**TASK STATEMENT:**
Every line that holds "components" should be shown.

**DATASET RECORDS:**
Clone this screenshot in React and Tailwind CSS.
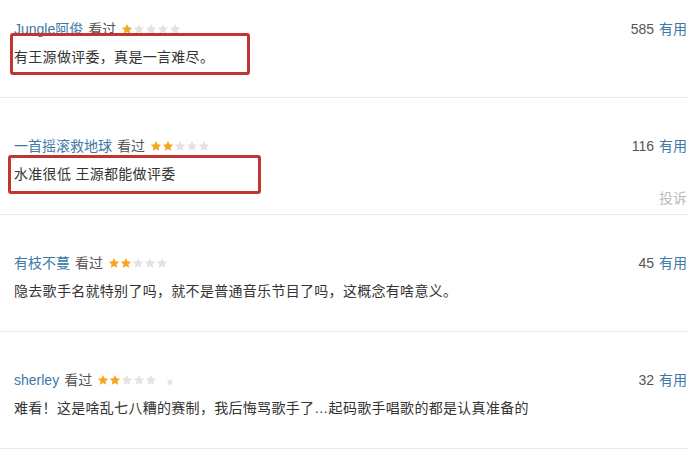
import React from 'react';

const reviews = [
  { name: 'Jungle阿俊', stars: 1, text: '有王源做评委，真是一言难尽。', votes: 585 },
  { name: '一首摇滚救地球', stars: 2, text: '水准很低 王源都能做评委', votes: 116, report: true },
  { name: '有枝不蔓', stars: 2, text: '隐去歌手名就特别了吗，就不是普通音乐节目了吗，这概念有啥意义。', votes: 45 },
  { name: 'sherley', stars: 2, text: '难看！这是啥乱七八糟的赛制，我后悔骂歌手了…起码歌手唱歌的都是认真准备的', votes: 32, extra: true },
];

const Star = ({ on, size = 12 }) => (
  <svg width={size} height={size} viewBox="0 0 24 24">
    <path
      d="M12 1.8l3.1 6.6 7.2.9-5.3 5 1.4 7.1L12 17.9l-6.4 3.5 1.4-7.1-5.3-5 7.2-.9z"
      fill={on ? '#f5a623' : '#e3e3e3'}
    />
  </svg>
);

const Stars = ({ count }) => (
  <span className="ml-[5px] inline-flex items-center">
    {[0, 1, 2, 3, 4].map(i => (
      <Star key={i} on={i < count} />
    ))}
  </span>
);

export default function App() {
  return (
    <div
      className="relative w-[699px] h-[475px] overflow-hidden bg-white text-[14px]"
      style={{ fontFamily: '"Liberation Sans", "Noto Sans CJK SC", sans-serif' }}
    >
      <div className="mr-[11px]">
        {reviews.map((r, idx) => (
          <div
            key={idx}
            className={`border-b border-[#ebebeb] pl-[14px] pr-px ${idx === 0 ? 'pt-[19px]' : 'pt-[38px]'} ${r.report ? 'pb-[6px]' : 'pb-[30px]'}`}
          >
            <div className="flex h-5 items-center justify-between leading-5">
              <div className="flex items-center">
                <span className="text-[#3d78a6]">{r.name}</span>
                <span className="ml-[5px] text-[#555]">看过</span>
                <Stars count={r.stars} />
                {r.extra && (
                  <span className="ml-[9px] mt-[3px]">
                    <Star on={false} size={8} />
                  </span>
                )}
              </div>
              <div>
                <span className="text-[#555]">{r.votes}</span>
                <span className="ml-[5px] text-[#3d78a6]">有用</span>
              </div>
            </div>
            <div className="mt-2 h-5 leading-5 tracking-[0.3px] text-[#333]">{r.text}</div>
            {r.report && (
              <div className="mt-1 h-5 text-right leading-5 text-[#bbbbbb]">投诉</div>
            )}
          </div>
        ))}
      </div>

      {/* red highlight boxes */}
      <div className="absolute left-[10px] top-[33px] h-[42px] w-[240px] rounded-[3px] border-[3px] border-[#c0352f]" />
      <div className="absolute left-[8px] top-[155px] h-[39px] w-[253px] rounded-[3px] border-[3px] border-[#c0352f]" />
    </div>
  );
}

...

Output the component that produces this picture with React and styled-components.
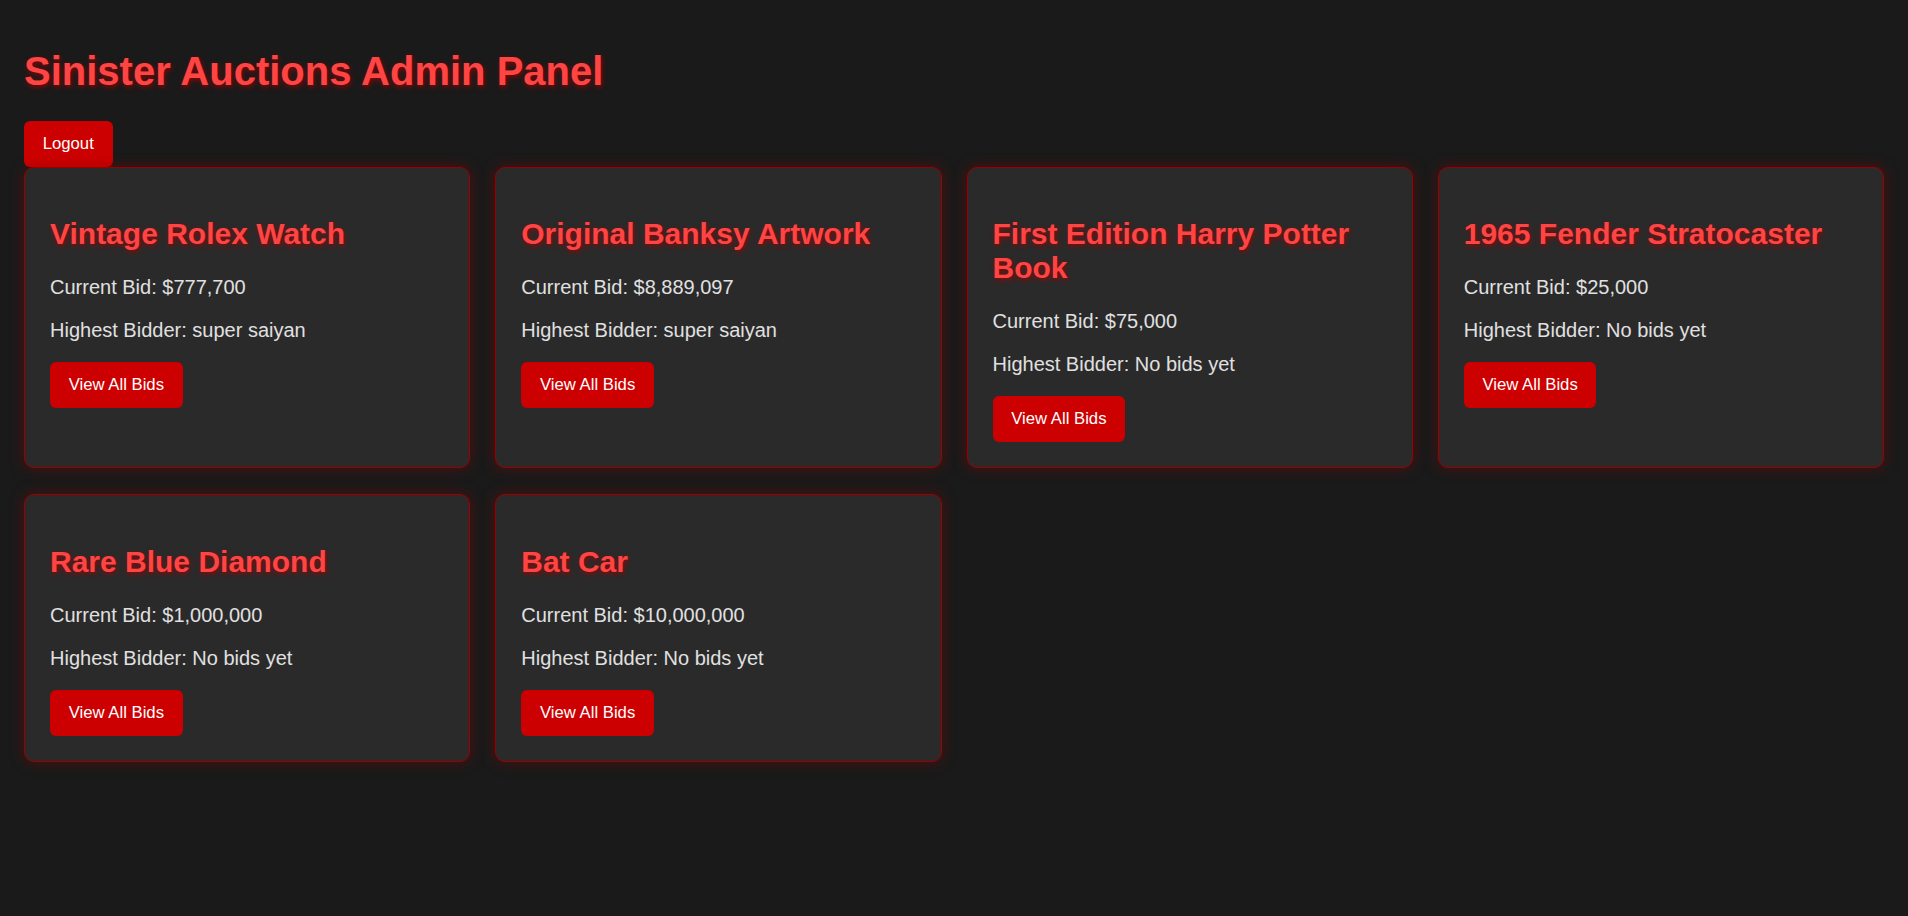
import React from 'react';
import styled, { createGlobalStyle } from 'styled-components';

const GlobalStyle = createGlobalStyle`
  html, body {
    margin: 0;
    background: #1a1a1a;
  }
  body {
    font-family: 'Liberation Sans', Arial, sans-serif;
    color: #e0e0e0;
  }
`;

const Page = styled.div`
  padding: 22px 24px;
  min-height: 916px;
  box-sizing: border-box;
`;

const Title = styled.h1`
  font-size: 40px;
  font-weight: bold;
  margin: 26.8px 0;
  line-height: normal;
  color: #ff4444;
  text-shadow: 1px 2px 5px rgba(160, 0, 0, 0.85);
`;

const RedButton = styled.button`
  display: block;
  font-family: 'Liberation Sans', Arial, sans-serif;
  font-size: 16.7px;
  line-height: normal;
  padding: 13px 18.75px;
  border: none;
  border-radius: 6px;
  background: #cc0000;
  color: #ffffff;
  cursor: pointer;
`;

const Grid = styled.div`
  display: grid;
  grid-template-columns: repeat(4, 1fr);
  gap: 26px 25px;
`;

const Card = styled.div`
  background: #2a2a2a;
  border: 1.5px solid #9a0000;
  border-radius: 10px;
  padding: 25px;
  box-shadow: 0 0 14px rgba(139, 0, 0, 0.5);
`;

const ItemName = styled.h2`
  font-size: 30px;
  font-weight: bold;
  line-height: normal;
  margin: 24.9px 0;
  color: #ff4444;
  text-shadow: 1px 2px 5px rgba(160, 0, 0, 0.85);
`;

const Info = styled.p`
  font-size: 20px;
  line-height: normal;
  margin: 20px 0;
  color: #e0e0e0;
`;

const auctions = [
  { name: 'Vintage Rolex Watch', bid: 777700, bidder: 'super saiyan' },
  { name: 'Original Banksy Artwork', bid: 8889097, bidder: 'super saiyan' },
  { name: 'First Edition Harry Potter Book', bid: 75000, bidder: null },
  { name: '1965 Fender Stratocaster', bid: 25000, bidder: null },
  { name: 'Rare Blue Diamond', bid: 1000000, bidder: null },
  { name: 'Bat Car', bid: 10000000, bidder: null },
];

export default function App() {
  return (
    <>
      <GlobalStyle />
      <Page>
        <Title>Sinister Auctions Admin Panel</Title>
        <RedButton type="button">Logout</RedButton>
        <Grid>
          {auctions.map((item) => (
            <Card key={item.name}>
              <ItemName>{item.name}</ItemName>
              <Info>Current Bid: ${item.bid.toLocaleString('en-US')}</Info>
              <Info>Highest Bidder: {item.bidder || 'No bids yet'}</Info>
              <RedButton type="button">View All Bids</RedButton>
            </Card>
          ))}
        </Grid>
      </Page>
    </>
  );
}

**OUTPUT BELOW:**
Output the component that produces this picture with React and styled-components.
import styled, { createGlobalStyle } from 'styled-components';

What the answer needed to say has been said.